Habertürk
    Takipde Kalın!
      Günlük gelişmeleri takip edebilmek için habertürk uygulamasını indirin
        Haberler H. Bunu Konuşuyor hande doğandemir ve fatih artman son filmleri hakkında konuştu

        Mehmet ÇALIŞKAN / HT MAGAZİN

        BİR gündü hava ılık. Şehir kalabalık, kalbi sıkışık. Bir kadın çıkıverdi karşısına. Çarpıldı, sendeledi. Acaba kahraman olmak isteyen ‘Rıza’nın aradığı kız ‘Ayperi’ miydi? Acaba kahramanının peşindeki ‘Ayperi’yi esaretten kurtaracak kişi ‘Rıza’ mıydı? Burak Aksak’ın yönettiği ‘Bana Masal Anlatma’da Fatih Artman ile Hande Doğandemir’e Cengiz Bozkurt, Devrim Yakut, Erdal Tosun, Cihan Ercan, Burcu Bildik, Berat Yenilmez, Ercan Yazgan, Tarık Ünlüoğlu, Ani İpekkaya, Gürkan Uygun, Gökçe Bahadır ve Yılmaz Erdoğan eşlik ediyor. 9 Ocak’ta gösterime giren BKM Yapımı ‘Bana Masal Anlatma’, oyuncu kadrosuyla dikkat çekiyor. O oyuncu kadrosu izleyiciyi ‘Rıza’ ile ‘Ayperi’ merkezli sıcacık bir mahalle hikâyesinin içine çekip alacak.

        Sosyoloji okuyan biri neden oyuncu olmak ister?

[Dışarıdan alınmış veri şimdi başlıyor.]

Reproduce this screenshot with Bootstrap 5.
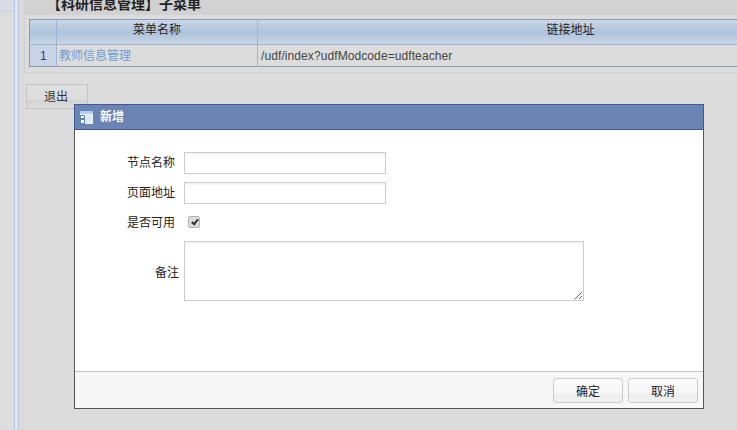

        Hande Doğandemir: Sosyoloji okumamın nedeni ‘Başka okul kazanamadım bari sosyoloji okuyayım’ değildi. Son derece bilinçli bir tercihti. Lisedeyken okulun tiyatro oyunlarında oynardım. Tabii o zamanki oyunculuğum amatörlük düzeyindeydi Ankara’dan İstanbul’a gelerek televizyon sektöründe kamera arkasında çalıştım. ‘Bir gün oyunculuk benim mesleğim olacak’ gibi düşüncelerim yoktu. Ne var ki hayat beni oyunculuğa yönlendirdi. Aslında oyunculuk içimde yok değildi. Oyunculuk yaparak mutlu olacağıma inanmamla birlikte eğitimini alarak kamera arkasından önüne geçtim.

        Sosyolojinin oyunculuğa katkısı var mı?

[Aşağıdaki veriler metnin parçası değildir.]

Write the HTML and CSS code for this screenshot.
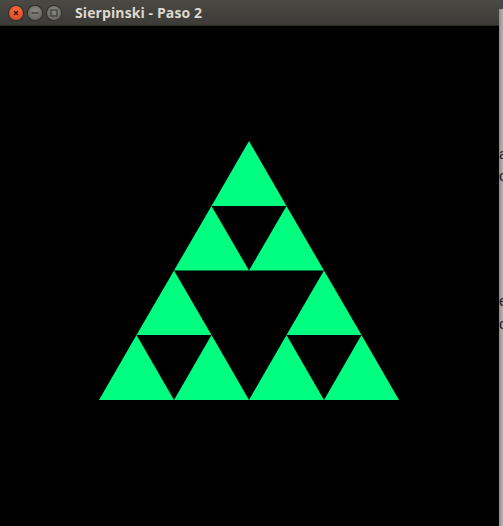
FILE: index.html
```html
<!DOCTYPE html>
<html>
<head>
<meta charset="utf-8">
<link rel="stylesheet" href="styles.css">
</head>
<body>
<div class="screen">
  <div class="window">
    <div class="titlebar">
      <div class="buttons">
        <span class="btn close">
          <svg width="14" height="14" viewBox="0 0 14 14"><path d="M5 5 L9 9 M9 5 L5 9" stroke="#3a1208" stroke-width="1.3"/></svg>
        </span>
        <span class="btn">
          <svg width="14" height="14" viewBox="0 0 14 14"><path d="M3.5 7 H10.5" stroke="#3a3a36" stroke-width="1.3"/></svg>
        </span>
        <span class="btn">
          <svg width="14" height="14" viewBox="0 0 14 14"><rect x="4" y="4" width="6" height="6" fill="none" stroke="#3a3a36" stroke-width="1.2"/></svg>
        </span>
      </div>
      <span class="title">Sierpinski - Paso 2</span>
    </div>
    <div class="canvas">
      <svg width="499" height="500" viewBox="0 0 499 500">
        <g fill="#00ff80">
          <polygon points="249,115 211.5,180 286.5,180"/>
          <polygon points="211.5,180 174,244.5 249,244.5"/>
          <polygon points="286.5,180 249,244.5 324,244.5"/>
          <polygon points="174,244.5 136.5,309 211.5,309"/>
          <polygon points="136.5,309 99,374 174,374"/>
          <polygon points="211.5,309 174,374 249,374"/>
          <polygon points="324,244.5 286.5,309 361.5,309"/>
          <polygon points="286.5,309 249,374 324,374"/>
          <polygon points="361.5,309 324,374 399,374"/>
        </g>
      </svg>
    </div>
  </div>
  <div class="strip">
    <div class="strip-top"></div>
    <div class="strip-text">
      <span class="l1">a</span>
      <span class="l2">c</span>
      <span class="l3">e</span>
      <span class="l4">c</span>
    </div>
  </div>
</div>
</body>
</html>
```

FILE: styles.css
```css
html, body {
  margin: 0;
  padding: 0;
  background: #000;
  overflow: hidden;
}
.screen {
  display: flex;
  width: 503px;
  height: 526px;
}
.window {
  width: 499px;
  display: flex;
  flex-direction: column;
  background: #000;
}
.titlebar {
  height: 25px;
  flex: none;
  display: flex;
  align-items: center;
  background: linear-gradient(#4a4944, #3c3b37);
  border-bottom: 1px solid #2b2a27;
}
.buttons {
  display: flex;
  gap: 5px;
  margin-left: 9px;
}
.btn {
  width: 14px;
  height: 14px;
  border-radius: 50%;
  background: radial-gradient(circle at 50% 35%, #8a8a84, #5e5d58);
  box-shadow: 0 0 0 1px #2f2e2b;
  display: block;
}
.btn svg { display: block; }
.btn.close {
  background: radial-gradient(circle at 50% 35%, #f26d44, #d9431a);
}
.title {
  margin-left: 14px;
  font-family: "Open Sans", "DejaVu Sans", sans-serif;
  font-weight: 700;
  font-size: 14px;
  color: #dcd8cf;
  letter-spacing: 0.1px;
}
.canvas {
  flex: 1;
  background: #000;
}
.canvas svg { display: block; }
.strip {
  width: 4px;
  background: linear-gradient(90deg, #8e8e8e, #b4b4b4);
  overflow: hidden;
  display: flex;
  flex-direction: column;
}
.strip-top {
  height: 9px;
  background: #3b4a55;
  flex: none;
}
.strip-text {
  position: relative;
  flex: 1;
  font-family: "Liberation Sans", sans-serif;
  font-size: 15px;
  color: #1a1a2a;
}
.strip-text span {
  position: absolute;
  left: 0;
}
.l1 { top: 136px; }
.l2 { top: 158px; }
.l3 { top: 283px; }
.l4 { top: 306px; }
```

        H.D.: Sosyolojinin bütün hayatımıza çok katkısı var. Sosyolojinin de oyunculuğun da en belirgin ortak özellikleri gözlem. Oyunculuk direkt olarak topluma yönelik yapılan bir iş. Hal böyle olunca elbette sosyolojinin oyunculuğa olan katkılarını görüyorum.

        9 diziniz var ama ‘Bana Masal Anlatma’ ilk sinema filminiz. Sinema için neden bu kadar geç kaldınız?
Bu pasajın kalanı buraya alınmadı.